Pure, pure, pure 1960′s stuff. But I think you’ll see here, I want to show you the poem and I want to read it. Close your eyes and listen as I read this.

I like to think (and the sooner the better!)
of a cybernetic meadow
where mammals and computers
live together in mutually
programming harmony
like pure water
touching clear sky.

I like to think
(right now, please!)
of a cybernetic forest
filled with pines and electronics
where deer stroll peacefully
past computers
as if they were flowers
with spinning blossoms

I like to think
(it has to be!)
of a cybernetic ecology
where we are free of our labors
and joined back to nature,
returned to our mammal
brothers and sisters,
and all watched over
by machines of loving grace.

I think that’s a wonderful thought. Now, it is a shame that Brautigan passed away in 1972. He would have been 72 years-old today. But I think we can take a lesson from this. On your to-do list that you are writing down during this conference, of course talk to the engineers and the software programmers and the venture capitalists, and worry about the social issues and the like. But here’s what we need. We need more poets, we need more novelists, to explore this field. And by “novelists” I don’t mean moonlighting computer scientists.

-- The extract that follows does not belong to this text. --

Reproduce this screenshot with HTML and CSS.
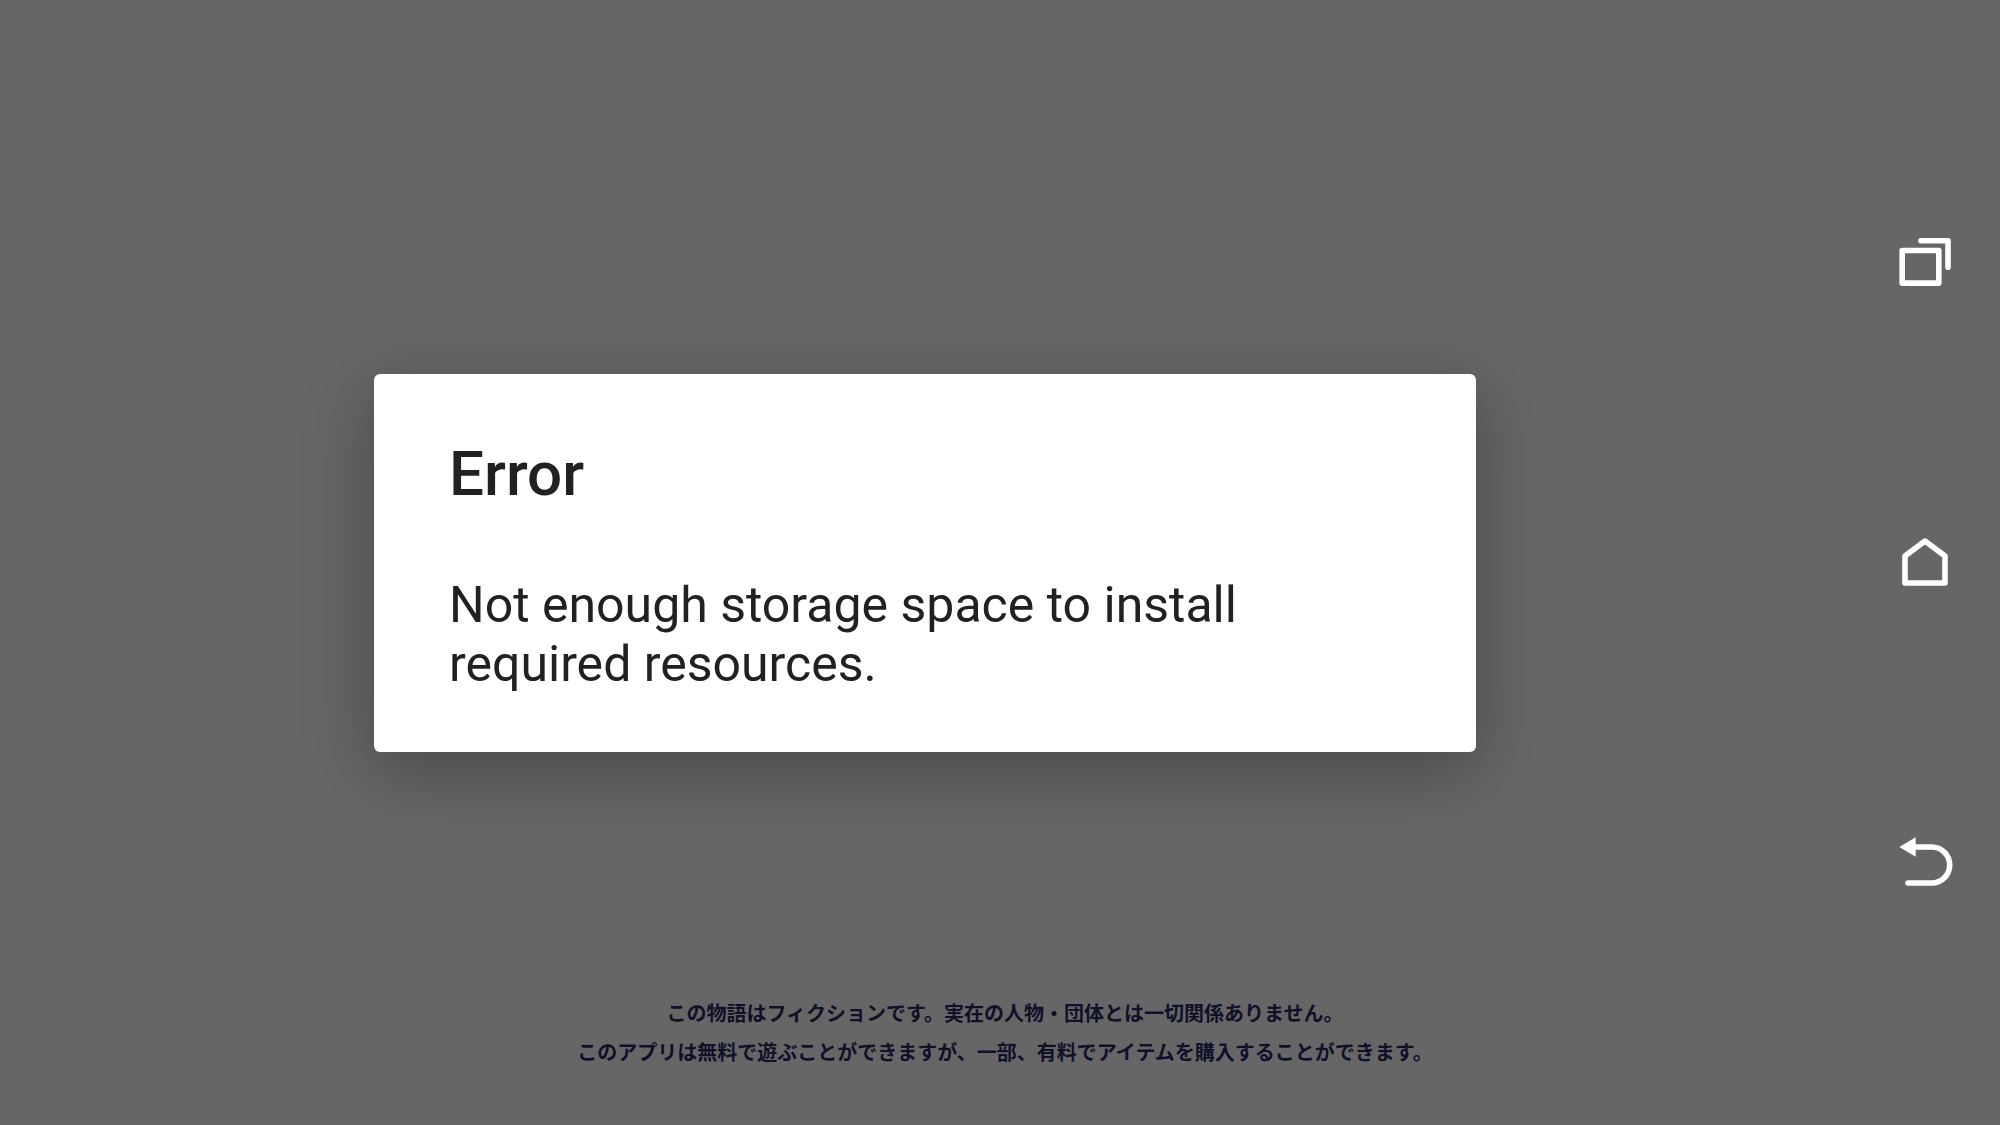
FILE: index.html
```html
<!DOCTYPE html>
<html lang="en">
<head>
<meta charset="utf-8">
<title>Error</title>
<link rel="stylesheet" href="styles.css">
</head>
<body>
<div class="screen">
  <main class="app">
    <section class="dialog" role="alertdialog" aria-labelledby="title" aria-describedby="message">
      <h1 class="title" id="title">Error</h1>
      <p class="message" id="message">Not enough storage space to install required resources.</p>
    </section>
  </main>
  <nav class="navbar" aria-label="System navigation">
    <button class="key" aria-label="Recent apps"><svg viewBox="0 0 60 61"><path d="M7.2 18.5h36.6v32.6H7.2zM26 8.8h27v26.4" /></svg></button>
    <button class="key" aria-label="Home"><svg viewBox="0 0 60 61"><path d="M10 24 30 9l20 15v27H10z" /></svg></button>
    <button class="key" aria-label="Back"><svg viewBox="0 0 60 61"><path d="M18 15h18.7a18 18 0 0 1 0 36H13" /><path class="solid" d="M4.3 15 20.7 5.2v19.6z" /></svg></button>
  </nav>
  <footer class="notice" lang="ja">
    <p>この物語はフィクションです。実在の人物・団体とは一切関係ありません。</p>
    <p>このアプリは無料で遊ぶことができますが、一部、有料でアイテムを購入することができます。</p>
  </footer>
</div>
</body>
</html>
```
FILE: styles.css
```css
* { box-sizing: border-box; }
body { margin: 0; background: #666; }
.screen {
  display: grid;
  grid-template-columns: 1fr 150px;
  grid-template-rows: 100vh;
  min-height: 100vh;
}
.app { grid-area: 1 / 1; display: grid; place-items: center; }
.dialog {
  width: 1102px;
  max-width: 92%;
  padding: 64px 75px 58px;
  background: #fff;
  border-radius: 6px;
  color: #212121;
  font-family: Roboto, sans-serif;
  box-shadow: 0 18px 72px rgba(0, 0, 0, .29);
}
.title { margin: 0 0 66px; font-size: 62px; line-height: 72px; font-weight: 500; }
.message { margin: 0; font-size: 50px; line-height: 59px; }
.navbar {
  grid-area: 1 / 2;
  display: flex;
  flex-direction: column;
  justify-content: center;
  align-items: center;
}
.key {
  display: grid;
  place-items: center;
  width: 100%;
  height: 300px;
  padding: 0;
  border: 0;
  background: none;
}
.key svg { width: 60px; height: 61px; fill: none; stroke: #fff; stroke-width: 5.6; stroke-linejoin: round; stroke-linecap: round; }
.key .solid { fill: #fff; stroke: none; }
.notice {
  grid-area: 1 / 1 / 2 / 3;
  align-self: end;
  padding: 0 0 54px 10px;
  pointer-events: none;
  text-align: center;
  color: #101028;
  font: 700 20px/39px "Noto Sans CJK JP", sans-serif;
}
.notice p { margin: 0; }
```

I mean non-professionals, people like Bill Gibson, who are unconstrained by preoccupations about what this stuff is, and can think freely about what it could be.

So, if you want advanced AGI and the Singularity to arrive sooner, and more importantly, in the shape that you think it should be, rather than the shape that you hope it will not be, my advice is when you go home, find some poets and novelists and whisper in their ears about this stuff. Thank you.